Follow the instructions below to create a custom VM Class with a vGPU profile.
  1. Log in to the vCenter Server using the vSphere Client.
  2. Select Workload Management.
  3. Select Services.
  4. Select VM Classes.
  5. Click Create VM Class.
  6. At the Configuration tab, configure the custom VM Class.
    Configuration Field Description
    Name Enter a self-descriptive name for the custom VM class, such as vmclass-vgpu-1.
    vCPU Count 2
    CPU Resource Reservation Optional, OK to leave blank
    Memory 80 GB, for example
    Memory Resource Reservation 100% (mandatory when PCI devices are configured in a VM Class)
    PCI Devices Yes
    Note: Selecting Yes for PCI Devices tells the system you are using a GPU device and changes the VM Class configuration to support vGPU configuration. For more information, see Add PCI Devices to a VM Class in vSphere with Tanzu.

    For example:

    ""

  7. Click Next.
  8. At the PCI Devices tab, select the Add PCI Device > NVIDIA vGPU option.
  9. Configure the NVIDIA vGPU model.
    NVIDIA vGPU Field Description
    Model Select the NVIDIA GPU hardware device model from those available in the NVIDIA vGPU > Model menu. If the system does not show any profiles, none of the hosts in the cluster have supported PCI devices.
    GPU Sharing

    This setting defines how the GPU device is shared across GPU-enabled VMs. There are two types of vGPU implementations: Time Sharing and Multi-Instance GPU Sharing.

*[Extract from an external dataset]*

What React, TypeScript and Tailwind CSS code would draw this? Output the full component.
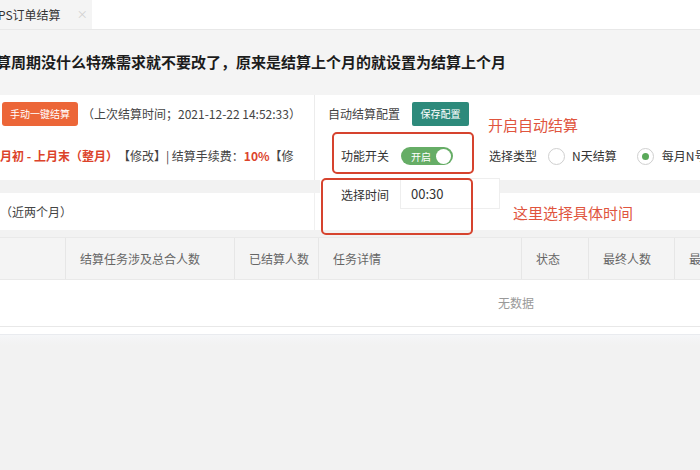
import React from "react";

const Radio = ({ checked }: { checked?: boolean }) => (
  <span className="w-[17px] h-[17px] rounded-full border border-[#cfcfcf] bg-white flex items-center justify-center">
    {checked && <span className="w-[7px] h-[7px] rounded-full bg-[#5aa95a]" />}
  </span>
);

export default function App() {
  const cols = [
    { w: "w-[66px]", t: "" },
    { w: "w-[169px]", t: "结算任务涉及总合人数" },
    { w: "w-[84px]", t: "已结算人数" },
    { w: "w-[203px]", t: "任务详情" },
    { w: "w-[67px]", t: "状态" },
    { w: "w-[86px]", t: "最终人数" },
    { w: "w-[60px]", t: "最" },
  ];
  return (
    <div className="relative w-[700px] h-[470px] overflow-hidden bg-[#f2f2f2] font-['Noto_Sans_CJK_SC','Noto_Sans',sans-serif] text-[12px] text-[#444]">
      {/* tab bar */}
      <div className="h-[30px] bg-white border-b border-[#e8e8e8] flex">
        <div className="w-[92px] bg-[#f4f4f4] flex items-center">
          <span className="ml-[-2px] text-[12px] text-[#333] whitespace-nowrap">PS订单结算</span>
          <span className="ml-[16px] text-[11px] text-[#cfcfcf]">×</span>
        </div>
      </div>

      {/* title */}
      <div className="h-[65px] bg-[#f4f4f4] flex items-center overflow-hidden">
        <span className="ml-[-4px] text-[15px] font-bold text-[#1c1c1c] whitespace-nowrap">
          算周期没什么特殊需求就不要改了，原来是结算上个月的就设置为结算上个月
        </span>
      </div>

      {/* config panel */}
      <div className="h-[85px] bg-white flex">
        <div className="w-[315px] shrink-0 border-r border-[#ececec] flex flex-col">
          <div className="h-[37px] flex items-center whitespace-nowrap">
            <span className="ml-[2px] w-[76px] h-[24px] rounded-[3px] bg-[#ec6638] text-white text-[10px] flex items-center justify-center">
              手动一键结算
            </span>
            <span className="ml-[4px] text-[#444]">（上次结算时间；2021-12-22 14:52:33）</span>
          </div>
          <div className="flex-1 flex items-center whitespace-nowrap">
            <span className="text-[#dc432b] font-bold">月初 - 上月末（整月）</span>
            <span className="text-[#444]">【修改】| 结算手续费：</span>
            <span className="text-[#dc432b] font-bold">10%</span>
            <span className="text-[#444]">【修</span>
          </div>
        </div>
        <div className="flex-1 min-w-0 flex flex-col pl-[13px] whitespace-nowrap">
          <div className="h-[37px] flex items-center">
            <span className="text-[#444]">自动结算配置</span>
            <span className="ml-[12px] w-[57px] h-[24px] rounded-[2px] bg-[#2d8a7b] text-white text-[10px] flex items-center justify-center">
              保存配置
            </span>
          </div>
          <div className="flex-1 flex items-center">
            <span className="ml-[13px] text-[#333]">功能开关</span>
            <span className="ml-[12px] w-[52px] h-[18px] shrink-0 rounded-full bg-[#66ad66] flex items-center pl-[10px] pr-[2px] justify-between">
              <span className="text-white text-[10px]">开启</span>
              <span className="w-[15px] h-[15px] rounded-full bg-white" />
            </span>
            <span className="ml-[36px] text-[#333]">选择类型</span>
            <span className="ml-[11px] shrink-0"><Radio /></span>
            <span className="ml-[7px] text-[#333]">N天结算</span>
            <span className="ml-[20px] shrink-0"><Radio checked /></span>
            <span className="ml-[8px] text-[#333]">每月N号</span>
          </div>
        </div>
      </div>

      <div className="h-[13px]" />

      {/* range row */}
      <div className="h-[37px] bg-white flex">
        <div className="w-[315px] shrink-0 border-r border-[#f0f0f0] flex items-center">
          <span className="text-[#444]">（近两个月）</span>
        </div>
      </div>

      <div className="h-[7px]" />

      {/* table header */}
      <div className="h-[43px] bg-[#f4f4f4] border-y border-[#e9e9e9] flex">
        {cols.map((c, i) => (
          <div
            key={i}
            className={`${c.w} shrink-0 border-r border-[#e6e6e6] flex items-center pl-[14px] text-[#666] whitespace-nowrap`}
          >
            {c.t}
          </div>
        ))}
      </div>

      {/* body */}
      <div className="h-[47px] bg-white border-b border-[#e8e8e8] flex items-center">
        <span className="ml-[498px] text-[#999]">无数据</span>
      </div>
      <div className="h-[8px] bg-white border-b border-[#e9ebef]" />
      <div className="h-[10px] bg-gradient-to-b from-[#f5f6f8] to-[#f2f2f2]" />

      {/* select time popup */}
      <div className="absolute left-[320px] top-[178px] w-[180px] h-[32px] bg-white flex items-start">
        <span className="ml-[21px] mt-[8px] text-[#333]">选择时间</span>
        <span className="ml-[11px] w-[100px] h-[31px] border border-[#eeeeee] bg-white flex items-center pl-[10px] text-[13px] text-[#333]">
          00:30
        </span>
      </div>

      {/* annotations */}
      <div className="absolute left-[332px] top-[132px] w-[142px] h-[42px] border-2 border-[#d6432e] rounded-[5px]" />
      <div className="absolute left-[321px] top-[178px] w-[152px] h-[57px] border-2 border-[#d6432e] rounded-[5px]" />
      <div className="absolute left-[488px] top-[114px] text-[15px] text-[#e0553e] whitespace-nowrap">开启自动结算</div>
      <div className="absolute left-[513px] top-[202px] text-[15px] text-[#e0553e] whitespace-nowrap">这里选择具体时间</div>
    </div>
  );
}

    In Time Sharing mode, the vGPU scheduler instructs the GPU to perform the work for each vGPU-enabled VM serially for a duration of time with the best effort goal of balancing performance across vGPUs.

    MIG mode allows multiple vGPU-enabled VMs to run in parallel on a single GPU device. MIG mode is based on a newer GPU architecture and is only supported on NVIDIA A100 and A30 devices. If you do not see the MIG option, the PCI device you selected does not support it.

    GPU Mode Compute
    GPU Memory 8 GB, for example
    Number of vGPUs 1, for example

    For example, here is a NVIDIA vGPU profile configured in Time Sharing mode:

    The PCI Devices tab with the NVIDIA vGPU profile you configured in Time Sharing mode.

    For example, here is a NVIDIA vGPU profile configured in MIG mode with supported GPU device:

    The PCI Devices tab with the NVIDIA vGPU profile you configured in Multi-Instance GPU Sharing mode.

  10. Click Next.
  11. Review and confirm your selections.
  12. Click Finish.
  13. Verify that the new custom VM Class is available in the list of VM Classes.

vGPU with Dynamic DirectPath IO

If you are using vGPU with Dynamic DirectPath IO, complete the following additional configuration. Add a second PCI Device configuration to the custom VM class you created with Dynamic DirectPath IO specified and the supported PCI Device selected. When a VM Class of this type is instantiated, the vSphere Distributed Resource Scheduler (DRS) determines VM placement.
  1. Select Workload Management.
  2. Select Services.
  3. Select VM Classes.
  4. Edit the custom VM Class that is already configured with the NVIDIA vGPU profile.
  5. Select the PCI Devices tab.
  6. Click Add PCI Device.
  7. Select the Dynamic DirectPath IO option.

    ""

  8. Select the PCI Device.

    For example:

    ""
  9. Click Next.
  10. Review and confirm your selections.
  11. Click Finish.
  12. Verify that the new custom VM Class is available in the list of VM Classes.